- Nickname: Christiane
- Born: Valentine Blanche Charlet 23 May 1898 Westminster, London, England
- Died: 11 October 1985 (aged 87) Camden, London, England
- Allegiance: United Kingdom France
- Branch: Special Operations Executive French Resistance
- Service years: 1942–1944
- Rank: Field Agent
- Commands: Ventriloquist
- Conflicts: World War II
- Awards: Member of the Order of the British Empire

= Blanche Charlet =

SOE operative

Valentine Blanche Charlet MBE (23 May 1898 – 11 October 1985), code named Christiane, served in France as an agent for the United Kingdom's clandestine Special Operations Executive (SOE) during World War II. The purpose of SOE was to conduct espionage, sabotage and reconnaissance in occupied Europe against the Axis powers. SOE agents in France allied themselves with French Resistance groups and supplied them with weapons and equipment parachuted in from England. Charlet was a courier. She was arrested and imprisoned by the Germans occupying France but escaped and returned safely to England.

==Background==
Charlet was born in London of Belgian parents on 23 May 1898. As an adult she managed an art gallery in Brussels. When Nazi Germany invaded Belgium in May 1940, she fled to England. She joined the Women's Transport Service. Her fluency in French brought her to the attention of the SOE. Her English was only "passable". She never married.

==SOE==
Forty-four years old when she joined the SOE, Charlet was one of oldest of the agents who worked for SOE's F (French) Section. She was described as small, dark-haired, attractive, and lively. She trained with the first group of SOE F Section female agents, Andrée Borrel, Yvonne Rudellat, and Marie-Thérèse Le Chêne, and herself. Because of her age she was not given parachute training, but instead landed by a felucca converted to military use on the French Riviera in Vichy France on 1 September 1942. Until 11 November 1942, Vichy France was not occupied by Nazi Germany, but collaborated with the Germans. SOE agents were in danger of arrest from both the French police and the Germans.

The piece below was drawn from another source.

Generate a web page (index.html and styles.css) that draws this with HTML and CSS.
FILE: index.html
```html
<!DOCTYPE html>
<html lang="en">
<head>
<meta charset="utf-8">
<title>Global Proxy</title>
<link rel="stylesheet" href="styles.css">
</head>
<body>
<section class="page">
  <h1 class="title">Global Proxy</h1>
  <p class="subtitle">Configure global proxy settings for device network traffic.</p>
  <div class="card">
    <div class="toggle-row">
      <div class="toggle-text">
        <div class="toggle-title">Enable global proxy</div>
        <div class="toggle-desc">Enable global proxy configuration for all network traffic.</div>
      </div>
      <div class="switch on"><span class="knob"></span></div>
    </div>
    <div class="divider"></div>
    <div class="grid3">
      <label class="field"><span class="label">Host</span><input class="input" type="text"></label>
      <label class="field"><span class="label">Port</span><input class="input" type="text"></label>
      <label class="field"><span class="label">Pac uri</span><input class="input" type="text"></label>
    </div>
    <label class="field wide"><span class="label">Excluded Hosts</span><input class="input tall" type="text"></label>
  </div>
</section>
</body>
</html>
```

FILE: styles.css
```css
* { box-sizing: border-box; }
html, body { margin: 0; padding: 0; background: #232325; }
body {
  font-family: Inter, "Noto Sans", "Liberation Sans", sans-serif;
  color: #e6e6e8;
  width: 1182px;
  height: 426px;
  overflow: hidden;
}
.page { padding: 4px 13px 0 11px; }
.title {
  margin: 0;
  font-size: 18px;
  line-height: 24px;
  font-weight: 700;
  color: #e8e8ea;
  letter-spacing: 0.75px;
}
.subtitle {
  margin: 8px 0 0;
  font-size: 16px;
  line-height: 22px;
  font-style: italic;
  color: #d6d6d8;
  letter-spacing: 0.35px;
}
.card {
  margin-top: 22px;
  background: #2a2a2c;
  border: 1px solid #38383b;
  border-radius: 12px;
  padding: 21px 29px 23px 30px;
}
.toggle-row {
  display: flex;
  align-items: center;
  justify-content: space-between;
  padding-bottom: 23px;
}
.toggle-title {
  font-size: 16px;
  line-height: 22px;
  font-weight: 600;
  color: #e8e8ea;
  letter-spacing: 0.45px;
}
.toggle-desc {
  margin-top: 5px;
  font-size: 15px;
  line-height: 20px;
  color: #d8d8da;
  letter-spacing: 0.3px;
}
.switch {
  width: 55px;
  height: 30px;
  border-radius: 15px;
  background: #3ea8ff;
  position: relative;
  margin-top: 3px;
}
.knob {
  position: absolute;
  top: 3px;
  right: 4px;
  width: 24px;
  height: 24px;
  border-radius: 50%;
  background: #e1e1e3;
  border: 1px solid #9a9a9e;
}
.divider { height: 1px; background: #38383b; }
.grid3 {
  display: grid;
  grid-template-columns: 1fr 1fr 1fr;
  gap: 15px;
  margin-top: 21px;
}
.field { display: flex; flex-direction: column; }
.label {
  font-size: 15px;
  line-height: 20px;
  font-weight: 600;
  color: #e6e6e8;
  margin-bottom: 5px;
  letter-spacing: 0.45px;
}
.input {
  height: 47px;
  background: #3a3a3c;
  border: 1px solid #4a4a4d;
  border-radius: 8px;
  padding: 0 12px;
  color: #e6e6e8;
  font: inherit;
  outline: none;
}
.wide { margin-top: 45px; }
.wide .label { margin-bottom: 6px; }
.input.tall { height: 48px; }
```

After landing, Charlet traveled to Cannes, but her contact there had been arrested. Knowing nobody else, she proceeded northward to Lyon to meet another contact, Virginia Hall, who she was scheduled to replace. Instead, Hall directed her to the Ventriloquist Network headed by Philippe de Vomécourt. Charlet's first task was to find a safe house from which wireless operator Brian Stonehouse could transmit and receive messages. She found a house to rent in Feyzin, a southern suburb of Lyon and thereafter served as a courier between Vomécourt and Stonehouse. Charlet and Stonehouse were arrested on 24 October 1942 while he was sending a wireless message to SOE headquarters in London. Charlet blamed herself for Stonehouse's arrest as she had seen German wireless detector vans in the area, but failed to tell Stonehouse. While in custody, she reportedly attempted to kill herself.

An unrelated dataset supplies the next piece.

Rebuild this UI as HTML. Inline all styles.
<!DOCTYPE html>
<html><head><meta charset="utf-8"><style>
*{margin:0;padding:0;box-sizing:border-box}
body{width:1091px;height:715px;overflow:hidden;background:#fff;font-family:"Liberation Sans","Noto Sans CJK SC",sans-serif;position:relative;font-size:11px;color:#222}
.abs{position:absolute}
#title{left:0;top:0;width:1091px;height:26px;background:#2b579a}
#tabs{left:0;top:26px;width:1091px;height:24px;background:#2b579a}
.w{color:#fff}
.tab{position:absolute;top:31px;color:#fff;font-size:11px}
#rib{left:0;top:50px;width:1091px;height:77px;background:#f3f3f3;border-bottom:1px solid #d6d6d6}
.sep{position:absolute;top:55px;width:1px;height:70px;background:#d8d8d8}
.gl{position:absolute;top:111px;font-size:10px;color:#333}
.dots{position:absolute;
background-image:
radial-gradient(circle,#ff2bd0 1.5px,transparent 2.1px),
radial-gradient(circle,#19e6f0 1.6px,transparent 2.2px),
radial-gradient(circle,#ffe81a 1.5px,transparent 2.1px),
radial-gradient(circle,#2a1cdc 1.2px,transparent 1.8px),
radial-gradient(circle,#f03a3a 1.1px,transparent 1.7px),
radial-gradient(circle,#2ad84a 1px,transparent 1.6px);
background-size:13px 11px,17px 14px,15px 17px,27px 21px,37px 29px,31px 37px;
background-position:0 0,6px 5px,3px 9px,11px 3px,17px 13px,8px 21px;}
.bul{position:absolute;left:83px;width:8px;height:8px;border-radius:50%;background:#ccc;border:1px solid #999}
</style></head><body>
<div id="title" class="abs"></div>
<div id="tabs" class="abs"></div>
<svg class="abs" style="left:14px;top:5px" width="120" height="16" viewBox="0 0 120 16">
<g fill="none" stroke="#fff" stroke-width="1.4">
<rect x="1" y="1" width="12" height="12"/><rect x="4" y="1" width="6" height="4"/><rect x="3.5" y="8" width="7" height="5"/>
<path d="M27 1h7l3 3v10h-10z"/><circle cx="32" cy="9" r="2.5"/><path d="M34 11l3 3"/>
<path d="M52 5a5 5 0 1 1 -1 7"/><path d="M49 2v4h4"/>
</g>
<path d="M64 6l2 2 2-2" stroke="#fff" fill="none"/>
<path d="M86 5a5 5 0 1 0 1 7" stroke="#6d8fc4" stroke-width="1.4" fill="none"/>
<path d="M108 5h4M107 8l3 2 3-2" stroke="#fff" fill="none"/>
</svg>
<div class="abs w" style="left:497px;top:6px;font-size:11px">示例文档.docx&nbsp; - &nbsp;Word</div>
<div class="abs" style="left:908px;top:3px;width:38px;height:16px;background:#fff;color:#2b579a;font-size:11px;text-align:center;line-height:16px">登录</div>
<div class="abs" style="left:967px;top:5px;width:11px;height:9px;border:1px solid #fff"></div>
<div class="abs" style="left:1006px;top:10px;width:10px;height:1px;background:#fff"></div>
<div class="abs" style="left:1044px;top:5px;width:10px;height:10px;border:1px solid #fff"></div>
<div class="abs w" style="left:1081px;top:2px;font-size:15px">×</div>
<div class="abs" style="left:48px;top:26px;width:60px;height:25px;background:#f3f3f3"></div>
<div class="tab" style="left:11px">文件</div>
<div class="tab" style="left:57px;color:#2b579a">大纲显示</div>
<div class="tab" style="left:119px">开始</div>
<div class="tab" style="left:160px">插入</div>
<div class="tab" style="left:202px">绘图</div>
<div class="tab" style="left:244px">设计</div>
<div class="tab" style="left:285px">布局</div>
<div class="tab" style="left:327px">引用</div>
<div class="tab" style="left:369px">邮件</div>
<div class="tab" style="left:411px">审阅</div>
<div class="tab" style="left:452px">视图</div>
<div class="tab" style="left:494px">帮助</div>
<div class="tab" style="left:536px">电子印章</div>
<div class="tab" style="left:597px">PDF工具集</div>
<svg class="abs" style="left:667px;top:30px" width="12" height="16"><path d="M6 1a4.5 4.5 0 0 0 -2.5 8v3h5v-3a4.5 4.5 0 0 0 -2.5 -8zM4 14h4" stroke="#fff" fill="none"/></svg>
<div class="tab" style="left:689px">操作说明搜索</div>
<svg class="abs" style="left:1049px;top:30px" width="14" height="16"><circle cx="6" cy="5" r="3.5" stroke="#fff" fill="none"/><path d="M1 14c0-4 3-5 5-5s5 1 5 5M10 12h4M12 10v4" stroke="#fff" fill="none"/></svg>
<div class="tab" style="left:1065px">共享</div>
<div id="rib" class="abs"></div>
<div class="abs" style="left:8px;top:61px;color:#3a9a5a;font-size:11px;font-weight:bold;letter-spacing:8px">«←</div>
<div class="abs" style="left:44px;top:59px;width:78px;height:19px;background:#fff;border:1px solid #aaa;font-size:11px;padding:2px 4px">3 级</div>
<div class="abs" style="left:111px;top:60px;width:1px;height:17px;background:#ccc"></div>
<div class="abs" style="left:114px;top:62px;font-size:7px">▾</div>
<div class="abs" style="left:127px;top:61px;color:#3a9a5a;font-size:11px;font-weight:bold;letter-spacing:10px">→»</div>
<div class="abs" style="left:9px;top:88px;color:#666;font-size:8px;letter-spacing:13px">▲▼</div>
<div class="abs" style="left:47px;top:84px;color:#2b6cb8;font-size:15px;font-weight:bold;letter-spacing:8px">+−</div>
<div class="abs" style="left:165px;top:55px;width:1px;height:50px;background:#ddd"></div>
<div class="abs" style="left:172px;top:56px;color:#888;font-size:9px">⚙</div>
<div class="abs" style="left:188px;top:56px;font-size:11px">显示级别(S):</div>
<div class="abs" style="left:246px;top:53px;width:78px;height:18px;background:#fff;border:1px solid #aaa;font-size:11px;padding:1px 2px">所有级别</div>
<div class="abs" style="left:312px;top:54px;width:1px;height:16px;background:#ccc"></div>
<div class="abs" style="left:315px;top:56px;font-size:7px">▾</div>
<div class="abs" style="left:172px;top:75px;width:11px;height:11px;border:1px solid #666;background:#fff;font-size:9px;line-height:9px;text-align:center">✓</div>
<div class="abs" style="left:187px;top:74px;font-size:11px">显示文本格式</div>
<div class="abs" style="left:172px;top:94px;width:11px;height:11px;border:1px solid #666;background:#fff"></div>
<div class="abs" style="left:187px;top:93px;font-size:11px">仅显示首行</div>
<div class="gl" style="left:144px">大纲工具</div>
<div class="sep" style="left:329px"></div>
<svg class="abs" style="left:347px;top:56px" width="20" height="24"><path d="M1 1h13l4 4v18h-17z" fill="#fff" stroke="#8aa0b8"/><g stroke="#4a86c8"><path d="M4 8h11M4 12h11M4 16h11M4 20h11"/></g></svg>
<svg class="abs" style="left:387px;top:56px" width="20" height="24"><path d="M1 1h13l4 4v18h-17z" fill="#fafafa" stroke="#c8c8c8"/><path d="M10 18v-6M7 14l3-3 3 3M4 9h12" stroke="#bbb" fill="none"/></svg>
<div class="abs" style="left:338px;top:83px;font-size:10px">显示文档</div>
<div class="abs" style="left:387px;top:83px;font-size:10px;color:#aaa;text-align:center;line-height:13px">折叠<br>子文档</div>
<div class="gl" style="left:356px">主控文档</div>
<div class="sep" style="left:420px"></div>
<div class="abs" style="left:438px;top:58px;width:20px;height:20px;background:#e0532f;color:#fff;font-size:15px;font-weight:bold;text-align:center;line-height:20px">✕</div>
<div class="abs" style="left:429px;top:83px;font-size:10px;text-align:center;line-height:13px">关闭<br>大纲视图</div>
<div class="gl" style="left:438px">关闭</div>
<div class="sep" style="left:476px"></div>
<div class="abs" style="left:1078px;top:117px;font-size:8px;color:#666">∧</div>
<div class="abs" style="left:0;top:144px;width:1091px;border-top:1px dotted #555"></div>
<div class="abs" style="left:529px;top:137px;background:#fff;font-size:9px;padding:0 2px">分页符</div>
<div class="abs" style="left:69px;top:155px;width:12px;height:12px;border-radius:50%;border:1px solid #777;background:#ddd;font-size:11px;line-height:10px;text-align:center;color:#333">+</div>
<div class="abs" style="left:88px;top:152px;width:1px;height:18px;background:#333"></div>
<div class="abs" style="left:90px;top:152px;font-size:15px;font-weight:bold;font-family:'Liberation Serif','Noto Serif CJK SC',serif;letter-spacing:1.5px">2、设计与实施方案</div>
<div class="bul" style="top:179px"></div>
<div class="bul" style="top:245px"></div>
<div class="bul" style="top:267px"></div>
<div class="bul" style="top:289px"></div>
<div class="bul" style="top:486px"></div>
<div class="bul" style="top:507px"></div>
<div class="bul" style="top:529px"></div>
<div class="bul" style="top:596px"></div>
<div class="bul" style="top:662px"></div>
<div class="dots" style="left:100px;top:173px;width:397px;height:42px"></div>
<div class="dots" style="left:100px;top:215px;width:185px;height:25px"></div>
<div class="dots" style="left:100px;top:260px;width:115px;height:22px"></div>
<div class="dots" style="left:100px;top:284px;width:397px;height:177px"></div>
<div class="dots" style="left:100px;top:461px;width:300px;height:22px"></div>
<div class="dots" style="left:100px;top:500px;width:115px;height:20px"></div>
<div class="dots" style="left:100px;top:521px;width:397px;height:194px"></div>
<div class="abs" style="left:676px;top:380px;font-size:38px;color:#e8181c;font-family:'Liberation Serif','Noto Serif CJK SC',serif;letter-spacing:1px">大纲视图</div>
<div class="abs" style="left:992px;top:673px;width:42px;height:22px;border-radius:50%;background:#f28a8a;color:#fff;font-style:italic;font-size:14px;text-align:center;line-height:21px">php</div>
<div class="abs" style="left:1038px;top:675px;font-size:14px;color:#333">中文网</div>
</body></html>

==Incarceration and escape==
Many SOE agents were tortured and executed after their arrests, but Charlet under interrogation proved adept at portraying herself as a vacuous woman ignorant of politics, concocting elaborate stories about lovers and fainting when under pressure from her interrogators. In November 1942, she was sentenced to incarceration in Castres prison in southern France. The prison, run by the French, was lax about security. On 16 September 1943, at least 37 of the prisoners escaped. Charlet and the other prisoners had obtained pistols and keys to the cells and the guards were locked up or deceived. The escapees broke up into small groups, Charlet and Suzanne Warenghem, a young French woman who had been a courier for the Pat O'Leary Escape Line (and married to British soldier and turncoat Harold Cole), remaining together. Charlet and Warenghem reached open country and, helped by a local farmer, took refuge in a Benedictine monastery. There they sheltered in a guest house for two months before the monks took them to an escape line which helped people flee France by walking across the Pyrénées mountains to Spain. Heavy snow prevented them from crossing the mountains.

Having failed to cross into Spain, Charlet and Warenghem, now in touch with SOE headquarters in London, undertook a cross country saga. First, they journeyed to Paris and then to Lyon. Charlet was worried she might be recognized in Lyon and traveled to the Jura Mountains near the border of Switzerland to work as a courier and guide for SOE. In April 1944, SOE arranged for Charlet and Warenghem to escape from France. To do so, they crossed France again to Brittany where they were picked up on a beach by a small boat, and rowed offshore to a motor torpedo boat, a dangerous operation as the Germans were fortifying the French coast in anticipation of an Allied invasion. During their escape they were fired on, but their boat outraced German pursuers and they arrived safely in Plymouth on 20 April 1944.

==Honours and awards==

On 19 February 1946 Charlet was appointed a Member of the Order of the British Empire (MBE) by King George VI for "services in France during the enemy occupation."